▸ **STATED EXERCISE**
Give the number of lines that include the string "styles", nothing more.

▸ **RECORDS SHOWN**
☆ ☆ ☆
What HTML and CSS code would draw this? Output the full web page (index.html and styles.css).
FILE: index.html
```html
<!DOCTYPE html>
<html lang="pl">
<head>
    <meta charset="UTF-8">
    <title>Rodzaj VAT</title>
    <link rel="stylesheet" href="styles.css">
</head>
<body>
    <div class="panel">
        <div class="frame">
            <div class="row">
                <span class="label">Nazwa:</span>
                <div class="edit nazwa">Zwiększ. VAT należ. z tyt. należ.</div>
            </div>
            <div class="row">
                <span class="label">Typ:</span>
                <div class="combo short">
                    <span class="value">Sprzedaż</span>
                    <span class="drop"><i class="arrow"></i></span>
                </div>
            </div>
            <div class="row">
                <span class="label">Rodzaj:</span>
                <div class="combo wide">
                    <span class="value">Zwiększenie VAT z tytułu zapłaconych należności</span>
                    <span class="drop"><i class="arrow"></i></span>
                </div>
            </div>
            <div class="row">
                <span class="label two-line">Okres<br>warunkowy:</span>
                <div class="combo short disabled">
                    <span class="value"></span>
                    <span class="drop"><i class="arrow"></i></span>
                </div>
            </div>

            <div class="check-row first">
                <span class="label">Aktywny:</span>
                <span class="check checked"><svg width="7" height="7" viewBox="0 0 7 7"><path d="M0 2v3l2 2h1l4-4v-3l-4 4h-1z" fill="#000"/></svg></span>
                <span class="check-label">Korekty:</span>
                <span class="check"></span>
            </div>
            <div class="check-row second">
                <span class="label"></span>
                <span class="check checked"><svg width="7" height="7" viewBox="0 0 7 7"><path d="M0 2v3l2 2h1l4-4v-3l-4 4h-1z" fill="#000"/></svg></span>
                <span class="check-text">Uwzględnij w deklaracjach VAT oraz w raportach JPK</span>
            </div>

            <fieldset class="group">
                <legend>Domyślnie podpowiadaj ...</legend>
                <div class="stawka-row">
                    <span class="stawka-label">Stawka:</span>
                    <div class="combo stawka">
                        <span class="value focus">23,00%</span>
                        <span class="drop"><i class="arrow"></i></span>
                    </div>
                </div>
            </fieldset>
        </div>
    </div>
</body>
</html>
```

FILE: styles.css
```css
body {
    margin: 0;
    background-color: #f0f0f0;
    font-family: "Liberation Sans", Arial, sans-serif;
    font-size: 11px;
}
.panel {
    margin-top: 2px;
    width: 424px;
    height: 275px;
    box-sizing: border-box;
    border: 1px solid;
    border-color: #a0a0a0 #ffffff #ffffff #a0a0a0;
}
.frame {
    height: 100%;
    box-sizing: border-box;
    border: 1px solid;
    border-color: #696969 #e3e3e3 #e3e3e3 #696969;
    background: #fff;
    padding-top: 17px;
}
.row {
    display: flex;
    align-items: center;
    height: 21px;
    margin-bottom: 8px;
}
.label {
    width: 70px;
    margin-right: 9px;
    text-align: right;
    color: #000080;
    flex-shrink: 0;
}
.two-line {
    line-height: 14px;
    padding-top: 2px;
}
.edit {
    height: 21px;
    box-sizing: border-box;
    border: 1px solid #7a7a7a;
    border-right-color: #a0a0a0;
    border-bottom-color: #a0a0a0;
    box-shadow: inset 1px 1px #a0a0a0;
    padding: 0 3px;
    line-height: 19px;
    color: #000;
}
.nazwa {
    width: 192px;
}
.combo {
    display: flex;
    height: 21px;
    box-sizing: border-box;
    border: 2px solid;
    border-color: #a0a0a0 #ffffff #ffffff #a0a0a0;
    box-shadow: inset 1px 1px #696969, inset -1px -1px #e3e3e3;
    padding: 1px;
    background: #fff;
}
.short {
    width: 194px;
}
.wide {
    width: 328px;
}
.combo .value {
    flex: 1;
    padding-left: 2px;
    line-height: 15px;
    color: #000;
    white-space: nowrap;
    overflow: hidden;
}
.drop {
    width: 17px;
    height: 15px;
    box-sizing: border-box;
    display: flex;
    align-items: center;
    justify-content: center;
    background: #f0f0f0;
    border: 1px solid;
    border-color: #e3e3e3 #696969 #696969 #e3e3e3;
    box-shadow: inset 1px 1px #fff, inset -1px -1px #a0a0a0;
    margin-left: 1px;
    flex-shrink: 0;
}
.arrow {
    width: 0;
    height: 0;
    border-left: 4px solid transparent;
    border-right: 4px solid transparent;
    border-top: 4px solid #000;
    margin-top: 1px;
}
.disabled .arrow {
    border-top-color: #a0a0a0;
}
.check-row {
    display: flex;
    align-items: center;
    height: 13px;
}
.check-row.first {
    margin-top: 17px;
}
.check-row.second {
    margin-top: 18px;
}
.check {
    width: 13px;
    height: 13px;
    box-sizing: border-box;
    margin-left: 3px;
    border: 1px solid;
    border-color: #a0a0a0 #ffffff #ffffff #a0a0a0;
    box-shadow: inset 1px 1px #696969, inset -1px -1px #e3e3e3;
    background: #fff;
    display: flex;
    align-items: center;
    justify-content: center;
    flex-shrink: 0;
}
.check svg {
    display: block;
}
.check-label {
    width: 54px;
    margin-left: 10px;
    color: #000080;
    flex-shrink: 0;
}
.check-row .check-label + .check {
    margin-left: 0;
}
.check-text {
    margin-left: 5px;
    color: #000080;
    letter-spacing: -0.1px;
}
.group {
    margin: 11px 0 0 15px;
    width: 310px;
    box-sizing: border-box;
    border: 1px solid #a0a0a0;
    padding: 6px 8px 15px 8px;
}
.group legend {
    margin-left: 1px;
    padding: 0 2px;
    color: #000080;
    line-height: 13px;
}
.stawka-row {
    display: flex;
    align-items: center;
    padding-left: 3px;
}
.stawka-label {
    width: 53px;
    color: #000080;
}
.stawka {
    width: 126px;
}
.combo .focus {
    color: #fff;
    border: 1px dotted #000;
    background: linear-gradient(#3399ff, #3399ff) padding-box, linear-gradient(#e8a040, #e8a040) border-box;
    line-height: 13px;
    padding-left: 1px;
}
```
☆ ☆ ☆
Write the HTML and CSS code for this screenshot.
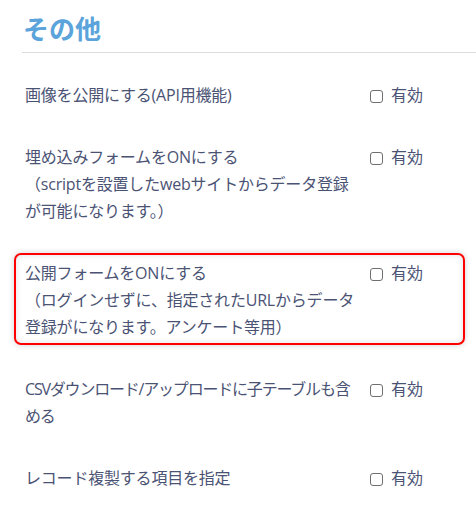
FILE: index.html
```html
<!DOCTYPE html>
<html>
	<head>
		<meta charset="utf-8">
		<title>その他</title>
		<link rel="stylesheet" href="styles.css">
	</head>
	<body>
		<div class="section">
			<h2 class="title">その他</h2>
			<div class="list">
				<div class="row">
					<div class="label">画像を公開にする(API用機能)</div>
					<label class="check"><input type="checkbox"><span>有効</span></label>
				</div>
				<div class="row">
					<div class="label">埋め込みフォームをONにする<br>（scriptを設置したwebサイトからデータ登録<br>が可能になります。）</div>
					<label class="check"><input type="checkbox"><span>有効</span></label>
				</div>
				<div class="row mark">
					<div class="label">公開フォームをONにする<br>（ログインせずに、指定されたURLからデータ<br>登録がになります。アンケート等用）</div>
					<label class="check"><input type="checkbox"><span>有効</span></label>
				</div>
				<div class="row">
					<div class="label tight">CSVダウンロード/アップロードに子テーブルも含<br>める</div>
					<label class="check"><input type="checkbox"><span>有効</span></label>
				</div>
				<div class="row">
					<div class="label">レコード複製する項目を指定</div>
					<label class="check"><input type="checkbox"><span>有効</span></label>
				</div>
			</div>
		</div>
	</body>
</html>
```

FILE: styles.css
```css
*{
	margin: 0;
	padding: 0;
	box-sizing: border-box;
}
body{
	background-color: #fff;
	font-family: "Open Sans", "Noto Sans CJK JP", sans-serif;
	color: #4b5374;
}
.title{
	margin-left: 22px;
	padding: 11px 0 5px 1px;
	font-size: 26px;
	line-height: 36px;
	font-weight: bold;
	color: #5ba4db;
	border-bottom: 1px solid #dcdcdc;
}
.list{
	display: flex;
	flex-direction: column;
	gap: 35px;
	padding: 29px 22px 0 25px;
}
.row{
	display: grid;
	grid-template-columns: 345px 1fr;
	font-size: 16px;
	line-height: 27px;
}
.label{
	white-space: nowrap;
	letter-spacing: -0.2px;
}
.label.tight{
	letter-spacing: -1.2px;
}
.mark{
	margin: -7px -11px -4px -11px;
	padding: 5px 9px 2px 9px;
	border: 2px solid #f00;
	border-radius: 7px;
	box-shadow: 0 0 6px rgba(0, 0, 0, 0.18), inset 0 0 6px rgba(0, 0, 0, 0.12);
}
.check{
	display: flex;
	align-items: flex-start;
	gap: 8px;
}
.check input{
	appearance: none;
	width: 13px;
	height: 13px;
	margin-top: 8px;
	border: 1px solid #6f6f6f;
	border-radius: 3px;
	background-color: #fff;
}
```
☆ ☆ ☆
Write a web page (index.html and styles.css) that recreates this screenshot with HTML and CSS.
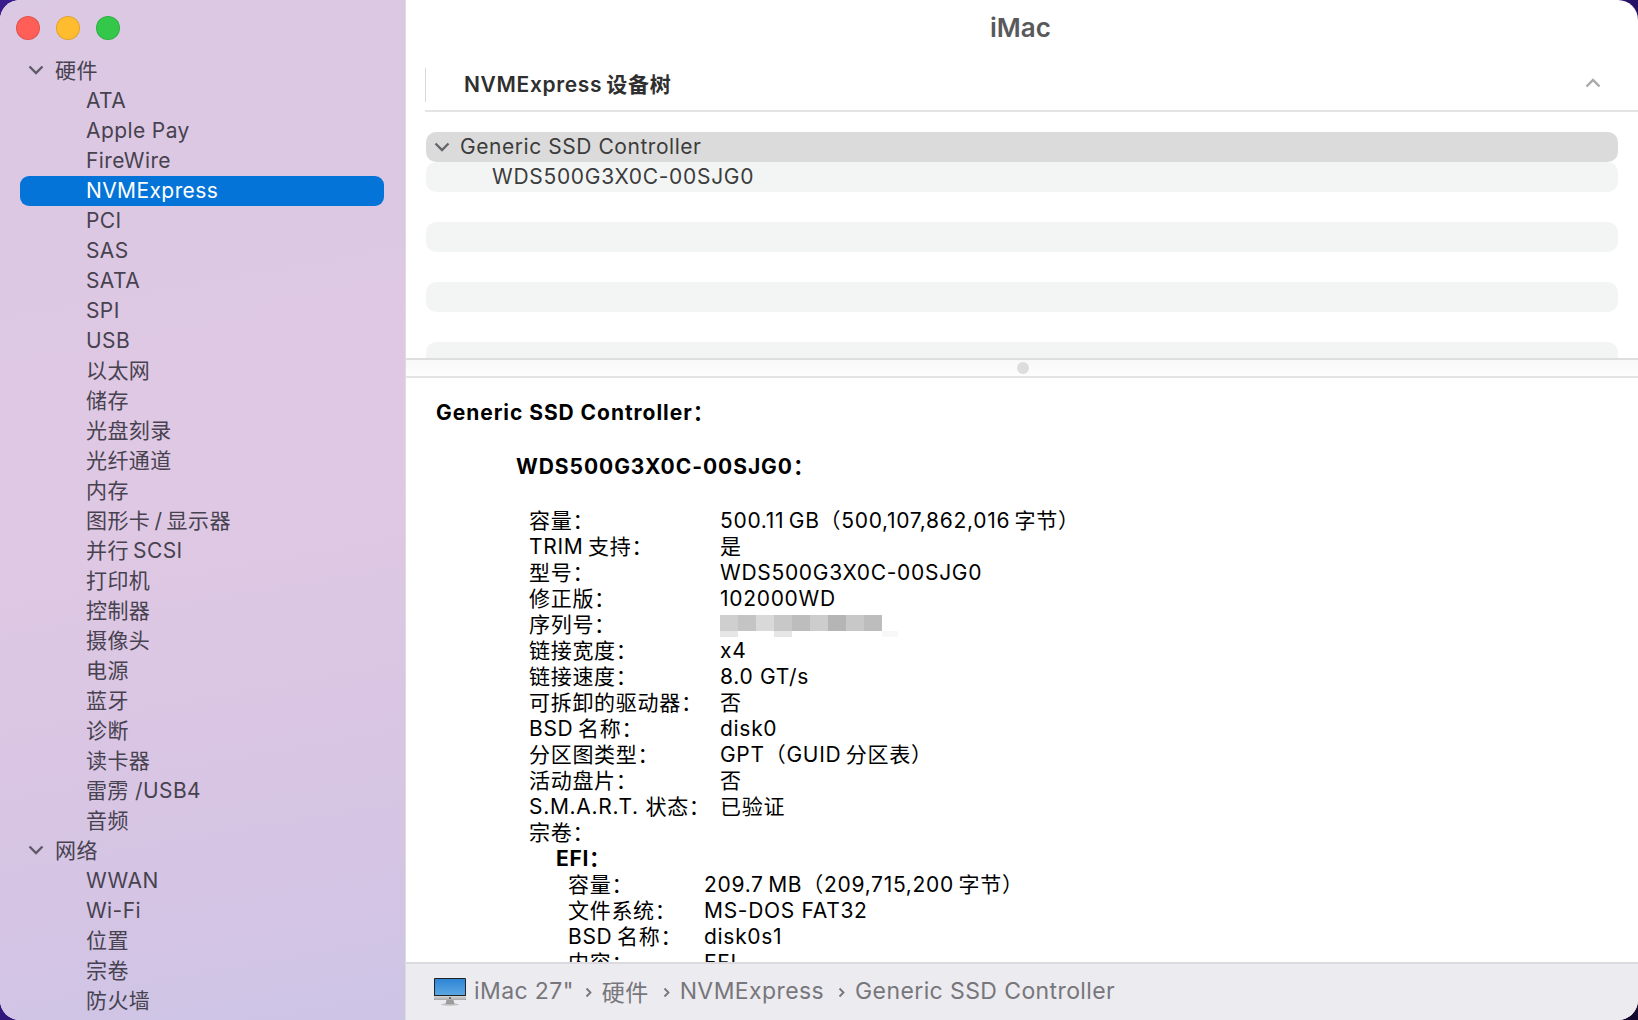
☆ ☆ ☆
▸ **EXERCISE RESULT**
6